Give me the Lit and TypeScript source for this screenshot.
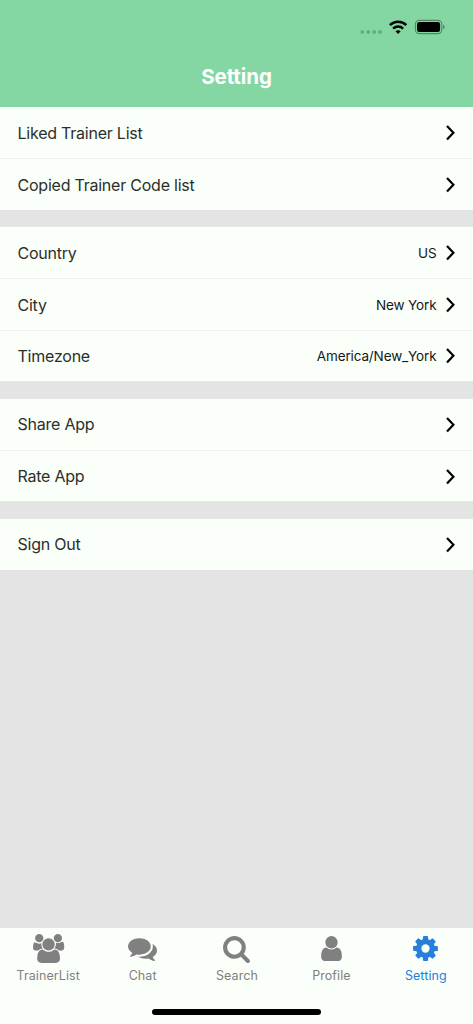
import { LitElement, html, css, svg } from "lit";
import { customElement, property } from "lit/decorators.js";

interface Item {
  label: string;
  value?: string;
}

const GROUPS: Item[][] = [
  [{ label: "Liked Trainer List" }, { label: "Copied Trainer Code list" }],
  [
    { label: "Country", value: "US" },
    { label: "City", value: "New York" },
    { label: "Timezone", value: "America/New_York" },
  ],
  [{ label: "Share App" }, { label: "Rate App" }],
  [{ label: "Sign Out" }],
];

const TABS = [
  {
    label: "TrainerList",
    box: 2048,
    path: "M657 896q-162 5-265 128h-134q-82 0-138-40.5t-56-118.5q0-353 124-353 6 0 43.5 21t97.5 42.5 119 21.5q67 0 133-23-5 37-5 66 0 159 93 293zm1071 637q0 120-73 189.5t-194 69.5h-874q-121 0-194-69.5t-73-189.5q0-53 3.5-103.5t14-109 26.5-108.5 43-97.5 62-81 85.5-53.5 111.5-20q10 0 43 21.5t73 48 107 48 135 21.5 135-21.5 107-48 73-48 43-21.5q61 0 111.5 20t85.5 53.5 62 81 43 97.5 26.5 108.5 14 109 3.5 103.5zm-1024-1277q0 106-75 181t-181 75-181-75-75-181 75-181 181-75 181 75 75 181zm704 384q0 159-112.5 271.5t-271.5 112.5-271.5-112.5-112.5-271.5 112.5-271.5 271.5-112.5 271.5 112.5 112.5 271.5zm576 225q0 78-56 118.5t-138 40.5h-134q-103-123-265-128 93-134 93-293 0-29-5-66 66 23 133 23 59 0 119-21.5t97.5-42.5 43.5-21q124 0 124 353zm-128-609q0 106-75 181t-181 75-181-75-75-181 75-181 181-75 181 75 75 181z",
  },
  {
    label: "Chat",
    box: 1792,
    path: "M1408 768q0 139-94 257t-256.500 186.500-353.500 68.500q-86 0-176-16-124 88-278 128-36 9-86 16h-3q-11 0-20.500-8t-11.500-21q-1-3-1-6.500t.5-6.500 2-6l2.500-5 3.500-5.500 4-5 4.500-5 4-4.500q5-6 23-25t26-29.500 22.500-29 25-38.500 20.500-44q-124-72-195-177t-71-224q0-139 94-257t256.500-186.500 353.500-68.500 353.500 68.500 256.500 186.500 94 257zm384 256q0 120-71 224.500t-195 176.500q10 24 20.500 44t25 38.500 22.500 29 26 29.500 23 25q1 1 4 4.500t4.500 5 4 5 3.500 5.500l2.500 5 2 6 .5 6.500-1 6.500q-3 14-13 22t-22 7q-50-7-86-16-154-40-278-128-90 16-176 16-271 0-472-132 58 4 88 4 161 0 309-45t264-129q125-92 192-212t67-254q0-77-23-152 129 71 204 178t75 230z",
  },
  {
    label: "Search",
    box: 1792,
    path: "M1216 832q0-185-131.5-316.5t-316.5-131.5-316.5 131.5-131.5 316.5 131.5 316.5 316.5 131.5 316.5-131.5 131.5-316.5zm512 832q0 52-38 90t-90 38q-54 0-90-38l-343-342q-179 124-399 124-143 0-273.5-55.5t-225-150-150-225-55.5-273.5 55.5-273.5 150-225 225-150 273.5-55.5 273.5 55.5 225 150 150 225 55.5 273.5q0 220-124 399l343 343q37 37 37 90z",
  },
  {
    label: "Profile",
    box: 1792,
    path: "M1536 1399q0 109-62.5 187t-150.5 78h-854q-88 0-150.5-78t-62.5-187q0-85 8.5-160.5t31.5-152 58.5-131 94-89 134.5-34.5q131 128 313 128t313-128q76 0 134.5 34.5t94 89 58.5 131 31.5 152 8.5 160.5zm-256-887q0 159-112.5 271.5t-271.5 112.5-271.5-112.5-112.5-271.5 112.5-271.5 271.5-112.5 271.5 112.5 112.5 271.5z",
  },
  {
    label: "Setting",
    box: 1792,
    active: true,
    path: "M1152 896q0-106-75-181t-181-75-181 75-75 181 75 181 181 75 181-75 75-181zm512-109v222q0 12-8 23t-20 13l-185 28q-19 54-39 91 35 50 107 138 10 12 10 25t-9 23q-27 37-99 108t-94 71q-12 0-26-9l-138-108q-44 23-91 38-16 136-29 186-7 28-36 28h-222q-14 0-24.5-8.5t-11.5-21.5l-28-184q-49-16-90-37l-141 107q-10 9-25 9-14 0-25-11-126-114-165-168-7-10-7-23 0-12 8-23 15-21 51-66.5t54-70.5q-27-50-41-99l-183-27q-13-2-21-12.5t-8-23.5v-222q0-12 8-23t19-13l186-28q14-46 39-92-40-57-107-138-10-12-10-24 0-10 9-23 26-36 98.5-107.5t94.500-71.500q13 0 26 10l138 107q44-23 91-38 16-136 29-186 7-28 36-28h222q14 0 24.500 8.500t11.500 21.500l28 184q49 16 90 37l142-107q9-9 24-9 13 0 25 10 129 119 165 170 7 8 7 22 0 12-8 23-15 21-51 66.500t-54 70.500q26 50 41 98l183 28q13 2 21 12.500t8 23.500z",
  },
];

@customElement("setting-row")
class SettingRow extends LitElement {
  @property() label = "";
  @property() value = "";

  static styles = css`
    :host {
      display: flex;
      align-items: center;
      box-sizing: border-box;
      height: 51.35px;
      padding: 0 17px 0 17.5px;
      background: #fbfffa;
    }
    .label {
      flex: 1;
      font-size: 16px;
      letter-spacing: -0.23px;
      color: #2b2f2b;
    }
    .value {
      font-size: 13.5px;
      letter-spacing: -0.13px;
      color: #151815;
      margin-right: 8.5px;
      padding-top: 1px;
    }
    .chevron {
      display: block;
      width: 11px;
      height: 17px;
    }
  `;

  render() {
    return html`
      <span class="label">${this.label}</span>
      ${this.value ? html`<span class="value">${this.value}</span>` : null}
      <svg class="chevron" viewBox="0 0 11 17">
        <path d="M2 2.1 8.400 8.800 2 15.500" fill="none" stroke="#000" stroke-width="2.2" />
      </svg>
    `;
  }
}

@customElement("app-root")
class AppRoot extends LitElement {
  static styles = css`
    :host {
      display: flex;
      flex-direction: column;
      width: 473px;
      height: 1024px;
      overflow: hidden;
      background: #e4e4e4;
      font-family: Inter, "Liberation Sans", sans-serif;
    }
    .header {
      height: 107px;
      display: flex;
      flex-direction: column;
      background: #84d7a2;
    }
    .status {
      height: 54px;
      display: flex;
      justify-content: flex-end;
      padding-right: 27px;
    }
    .status-icons {
      display: block;
      width: 86px;
      height: 54px;
    }
    .title {
      margin: 0;
      height: 46px;
      line-height: 46px;
      text-align: center;
      font-size: 20.5px;
      font-weight: 700;
      letter-spacing: -0.1px;
      color: #fff;
    }
    .content {
      flex: 1;
      display: flex;
      flex-direction: column;
      gap: 17.4px;
    }
    .group {
      display: flex;
      flex-direction: column;
    }
    .divided {
      border-top: 1px solid #eff3ef;
    }
    .tabs {
      height: 96px;
      display: flex;
      flex-direction: column;
      justify-content: space-between;
      align-items: center;
      background: #fbfffa;
    }
    .tab-list {
      align-self: stretch;
      display: grid;
      grid-template-columns: repeat(5, 1fr);
      padding: 6px 0 0 1px;
    }
    .tab {
      display: flex;
      flex-direction: column;
      align-items: center;
      color: #808080;
    }
    .active {
      color: #2680d9;
    }
    .icon {
      display: block;
      height: 29px;
      fill: currentColor;
    }
    .tab-label {
      margin-top: 5px;
      font-size: 12.5px;
      line-height: 16px;
      letter-spacing: 0.07px;
    }
    .home {
      width: 169px;
      height: 6px;
      border-radius: 3px;
      background: #000;
      margin-bottom: 9px;
    }
  `;

  render() {
    return html`
      <header class="header">
        <div class="status">
          <svg class="status-icons" viewBox="360 0 86 54">
            <g fill="#69ac82">
              <circle cx="362.300" cy="32" r="2" />
              <circle cx="368.300" cy="32" r="2" />
              <circle cx="374.200" cy="32" r="2" />
              <circle cx="380" cy="32" r="2" />
            </g>
            <g fill="none" stroke="#000" stroke-width="2.500">
              <path d="M389.900 25.200a11.700 11.700 0 0 1 16.400 0" />
              <path d="M393.100 28.600a7.200 7.200 0 0 1 10 0" />
            </g>
            <path d="M398.100 33.900l-2.600-2.600a3.900 3.900 0 0 1 5.200 0z" />
            <rect x="415.400" y="20.400" width="26.400" height="13.200" rx="3.800" fill="none" stroke="#528665" stroke-width="1.100" />
            <rect x="417" y="22" width="23.100" height="10" rx="2.200" />
            <path d="M443 24.800q1.800.7 1.800 2.200t-1.800 2.200z" fill="#528665" />
          </svg>
        </div>
        <h1 class="title">Setting</h1>
      </header>
      <main class="content">
        ${GROUPS.map(
          (group) => html`<section class="group">
            ${group.map(
              (item, i) => html`<setting-row
                class=${i ? "divided" : ""}
                .label=${item.label}
                .value=${item.value ?? ""}
              ></setting-row>`
            )}
          </section>`
        )}
      </main>
      <nav class="tabs">
        <div class="tab-list">
          ${TABS.map(
            (tab) => html`<div class="tab ${tab.active ? "active" : ""}">
              <svg class="icon" viewBox="0 0 ${tab.box} 1792">${svg`<path d=${tab.path} />`}</svg>
              <span class="tab-label">${tab.label}</span>
            </div>`
          )}
        </div>
        <div class="home"></div>
      </nav>
    `;
  }
}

_____

- [PROBLEM TO WORK ON]:
Tell how many lines of the material above hold "this", answering with a bare number.

- [WRITTEN RESPONSE]:
3